O babalawô e professor do programa de pós-graduação em história comparada da Universidade Federal do Rio de Janeiro (UFRJ), Ivanir dos Santos, condenou os ataques que religiões de matriz africana vem sofrendo em Goiás em função das investigações e buscas contra o serial killer Lázaro Barbosa, de 32 anos. O pai de santo André Vicente de Souza denunciou que policiais militares entraram no terreiro de candomblé na região e bateram no caseiro, além de quebrar portas e tirar fotos de objetos religiosos para ligar Lázaro à religião, taxando-a como algo “demoníaco”.

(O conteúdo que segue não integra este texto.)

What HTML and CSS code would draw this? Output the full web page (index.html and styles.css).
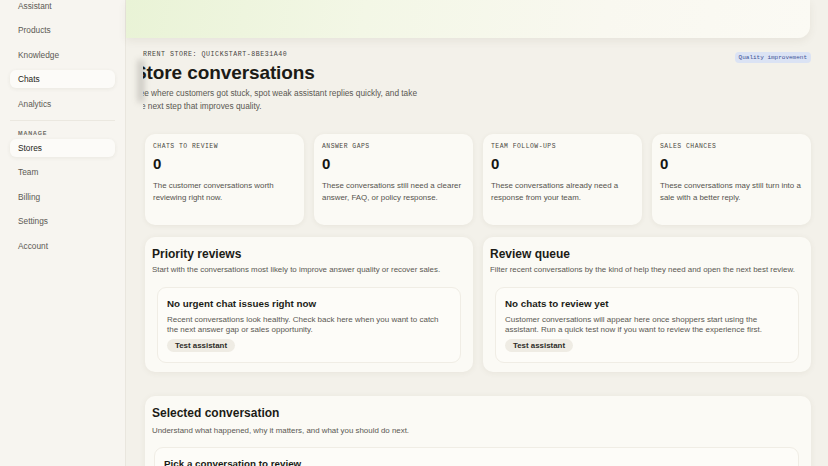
FILE: index.html
```html
<!DOCTYPE html>
<html lang="en">

<head>
    <meta charset="UTF-8">
    <meta name="viewport" content="width=device-width, initial-scale=1.0">
    <title>Store conversations</title>
    <link rel="stylesheet" href="styles.css">
</head>

<body>
    <div id="app">
        <!-- 侧边栏 -->
        <aside id="sidebar">
            <ul class="nav">
                <li>Assistant</li>
                <li>Products</li>
                <li>Knowledge</li>
                <li class="nav-active">Chats</li>
                <li>Analytics</li>
            </ul>
            <div class="nav-line"></div>
            <p class="nav-title">MANAGE</p>
            <ul class="nav">
                <li class="nav-active">Stores</li>
                <li>Team</li>
                <li>Billing</li>
                <li>Settings</li>
                <li>Account</li>
            </ul>
        </aside>

        <main id="main">
            <div class="hero"></div>

            <div class="page-head">
                <div class="head-text">
                    <div class="head-inner">
                        <p class="eyebrow">CURRENT STORE: QUICKSTART-8BE31A40</p>
                        <h1>Store conversations</h1>
                        <p class="lead">See where customers got stuck, spot weak assistant replies quickly, and take the next step that improves quality.</p>
                    </div>
                </div>
                <span class="tag">Quality improvement</span>
            </div>

            <!-- 数据卡片 -->
            <div class="stats">
                <div class="stat">
                    <p class="stat-label">CHATS TO REVIEW</p>
                    <p class="stat-num">0</p>
                    <p class="stat-text">The customer conversations worth reviewing right now.</p>
                </div>
                <div class="stat">
                    <p class="stat-label">ANSWER GAPS</p>
                    <p class="stat-num">0</p>
                    <p class="stat-text">These conversations still need a clearer answer, FAQ, or policy response.</p>
                </div>
                <div class="stat">
                    <p class="stat-label">TEAM FOLLOW-UPS</p>
                    <p class="stat-num">0</p>
                    <p class="stat-text">These conversations already need a response from your team.</p>
                </div>
                <div class="stat">
                    <p class="stat-label">SALES CHANCES</p>
                    <p class="stat-num">0</p>
                    <p class="stat-text">These conversations may still turn into a sale with a better reply.</p>
                </div>
            </div>

            <div class="panels">
                <section class="panel">
                    <h2>Priority reviews</h2>
                    <p class="panel-sub">Start with the conversations most likely to improve answer quality or recover sales.</p>
                    <div class="empty">
                        <h3>No urgent chat issues right now</h3>
                        <p>Recent conversations look healthy. Check back here when you want to catch the next answer gap or sales opportunity.</p>
                        <button class="btn">Test assistant</button>
                    </div>
                </section>
                <section class="panel">
                    <h2>Review queue</h2>
                    <p class="panel-sub">Filter recent conversations by the kind of help they need and open the next best review.</p>
                    <div class="empty">
                        <h3>No chats to review yet</h3>
                        <p>Customer conversations will appear here once shoppers start using the assistant. Run a quick test now if you want to review the experience first.</p>
                        <button class="btn">Test assistant</button>
                    </div>
                </section>
            </div>

            <section class="panel panel-wide">
                <h2>Selected conversation</h2>
                <p class="panel-sub">Understand what happened, why it matters, and what you should do next.</p>
                <div class="empty empty-wide">
                    <h3>Pick a conversation to review</h3>
                </div>
            </section>
        </main>
    </div>
</body>

</html>
```

FILE: styles.css
```css
* {
    margin: 0;
    padding: 0;
    box-sizing: border-box;
}

ul {
    list-style: none;
}

body {
    font-family: "Liberation Sans", Arial, sans-serif;
    background: #f3f1ea;
    color: #1e1e19;
    height: 466px;
    overflow: hidden;
}

#app {
    display: flex;
    height: 466px;
}

/* 侧边栏 */
#sidebar {
    width: 126px;
    flex-shrink: 0;
    background: #f7f5f0;
    border-right: 1px solid #e9e6de;
    padding: 0 10px;
}

#sidebar .nav:first-child {
    margin-top: -6px;
}

.nav li {
    height: 24.4px;
    line-height: 24.4px;
    font-size: 8.3px;
    color: #5c5a54;
    padding-left: 8px;
    border-radius: 6px;
}

.nav .nav-active {
    background: #fcfbf8;
    color: #1e1e19;
    box-shadow: 0 1px 4px rgba(60, 50, 30, 0.07);
    height: 18px;
    line-height: 18px;
    margin: 3px 0 3.4px;
}

.nav-line {
    height: 1px;
    background: #ebe8e0;
    margin: 4px 0 9px;
}

.nav-title {
    font-size: 5.5px;
    font-weight: bold;
    letter-spacing: 0.8px;
    color: #6a6760;
    padding-left: 8px;
    margin-bottom: 2px;
}

/* 主体 */
#main {
    flex: 1;
    padding: 0 17px 0 19px;
    display: flex;
    flex-direction: column;
    min-width: 0;
}

.hero {
    height: 38px;
    margin-left: -19px;
    margin-right: 1px;
    border-radius: 0 0 12px 0;
    background: linear-gradient(100deg, #e9f3d6 0%, #f3f7e6 35%, #f9f8f0 70%, #fbfaf4 100%);
    box-shadow: 0 3px 8px rgba(90, 80, 50, 0.08);
    flex-shrink: 0;
}

.page-head {
    display: flex;
    justify-content: space-between;
    align-items: flex-start;
    margin: 12px 0 0 -2px;
    position: relative;
}

/* 左侧的阴影 */
.page-head::before {
    content: "";
    position: absolute;
    left: -5px;
    top: 10px;
    width: 6px;
    height: 42px;
    background: rgba(40, 36, 28, 0.22);
    filter: blur(3px);
}

.head-text {
    overflow: hidden;
}

.head-inner {
    margin-left: -9px;
}

.eyebrow {
    font-family: "Liberation Mono", monospace;
    font-size: 6.6px;
    line-height: 10px;
    letter-spacing: 0.55px;
    color: #47453f;
}

h1 {
    font-size: 19px;
    line-height: 26px;
    font-weight: bold;
    color: #1b1b16;
    letter-spacing: -0.1px;
}

.lead {
    font-size: 8.3px;
    line-height: 13px;
    color: #5a5852;
    max-width: 292px;
    margin-top: 1px;
}

.tag {
    margin-top: 2px;
    background: #dbe3f4;
    color: #3b5296;
    font-family: "Liberation Mono", monospace;
    font-size: 6px;
    line-height: 11px;
    padding: 0 4px;
    border-radius: 4px;
}

/* 数据卡片 */
.stats {
    display: grid;
    grid-template-columns: repeat(4, 1fr);
    gap: 10px;
    margin-top: 21px;
}

.stat {
    height: 91px;
    background: #fbfaf5;
    border-radius: 10px;
    padding: 8px 8px 0;
    box-shadow: 0 1px 5px rgba(80, 70, 40, 0.07);
}

.stat-label {
    font-family: "Liberation Mono", monospace;
    font-size: 6.4px;
    line-height: 10px;
    letter-spacing: 0.5px;
    color: #4a4842;
}

.stat-num {
    font-size: 15px;
    line-height: 18px;
    font-weight: bold;
    color: #161612;
    margin-top: 3px;
}

.stat-text {
    font-size: 7.9px;
    line-height: 12px;
    color: #55534d;
    margin-top: 7px;
}

/* 面板 */
.panels {
    display: grid;
    grid-template-columns: 1fr 1fr;
    gap: 10px;
    margin-top: 12px;
}

.panel {
    background: #fbfaf5;
    border-radius: 10px;
    padding: 9px 12px 9px;
    box-shadow: 0 1px 6px rgba(80, 70, 40, 0.07);
}

.panel h2 {
    font-size: 12px;
    line-height: 16px;
    font-weight: bold;
    color: #1c1c17;
    margin-left: -5px;
}

.panel-sub {
    font-size: 7.9px;
    line-height: 12px;
    color: #5a5852;
    margin: 2px 0 0 -5px;
    white-space: nowrap;
}

.empty {
    background: #fdfcf8;
    border: 1px solid #f0ede5;
    border-radius: 9px;
    margin-top: 11px;
    padding: 9px 12px 10px 9px;
}

.empty h3 {
    font-size: 9.8px;
    line-height: 14px;
    font-weight: bold;
    color: #1c1c17;
}

.empty p {
    font-size: 8px;
    line-height: 9.5px;
    color: #5a5852;
    margin-top: 4px;
}

.btn {
    margin-top: 4px;
    border: none;
    background: #efece4;
    color: #2e2d28;
    font-family: "Liberation Sans", Arial, sans-serif;
    font-size: 7.9px;
    font-weight: bold;
    line-height: 13px;
    padding: 0 8px;
    border-radius: 8px;
}

.panel-wide {
    margin-top: 24px;
    flex-shrink: 0;
}

.panel-wide .panel-sub {
    margin-top: 4px;
}

.empty-wide {
    margin: 10px 0 0 -3px;
    padding-top: 9px;
}
```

Ivanir lembrou que, há seis anos, a região onde ocorrem as buscas pela captura de Lázaro também foi palco de intolerância religiosa. O relato do pai de santo sobre a situação de preconceito foi feito em um vídeo que circula na internet.
“Primeiro, precisamos observar que a região onde está acontecendo as buscas pela captura de Lázaro Barbosa, mais ou menos uns 6 anos atrás, aconteceu violentos e sistemáticos ataques a terreiros de candomblé. Isso gerou, inclusive, a necessidade da retirada de alguns sacerdotes do Estado para que não fossem assassinados. Na época, a Comissão de Combate à Intolerância Religiosa (CCIR) acompanhou o caso para dar as ajudas necessárias”, afirmou.
O babalawô, que também é interlocutor da CCIR, relatou ainda que vem observando o disparo de notícias falsas fake para criar um ambiente hostil às religiões de matriz africanas aos olhos do público médio.
“No caso atual, é muito curioso as tentativas de ligações do criminoso ao cultos de matrizes africanas como justificativa para invadir, violar e perseguir os religiosos da região uma vez que o próprio sacerdote veio a público explicar que o acusado não tem nenhuma ligação com o terreiro”, pontuou.
Criminoso não é religioso
Imagens viralizaram na internet de peças e conchas na casa em que Lázaro estava e foram associadas – de forma racista e preconceituosa – a um assentamento de candomblé.
Ivanir dos Santos explicou que não há como identificar, reconhecer ou ligar peças de rituais africanos a qualquer liturgia, como se pudesse legitimar ou justificar as atitudes do criminoso. Ele explicou que nenhuma religião prega atos como os praticados pelo serial killer. Para o professor, os casos de perseguições e intolerâncias a qual passamos hoje é fruto do desconhecimento das nossas práticas religiosas alimentadas pelo racismo epistêmico e estrutural.
“É um equívoco associar religião a uma pessoa em visível desequilíbrio. O uso de notas e situações inverídicas sobre as religiões de matrizes africanas é, infelizmente, comum no Brasil! Frequentemente associadas ao satanismo, as bruxarias ou construídas de forma negativa no imaginário social coletivo brasileiro, as religiões de matrizes africanas precisam, a todo momento, criar mecanismo de defesa para sobreviverem e resistirem contra séculos de pressões e tentativas de silenciamentos”, finalizou.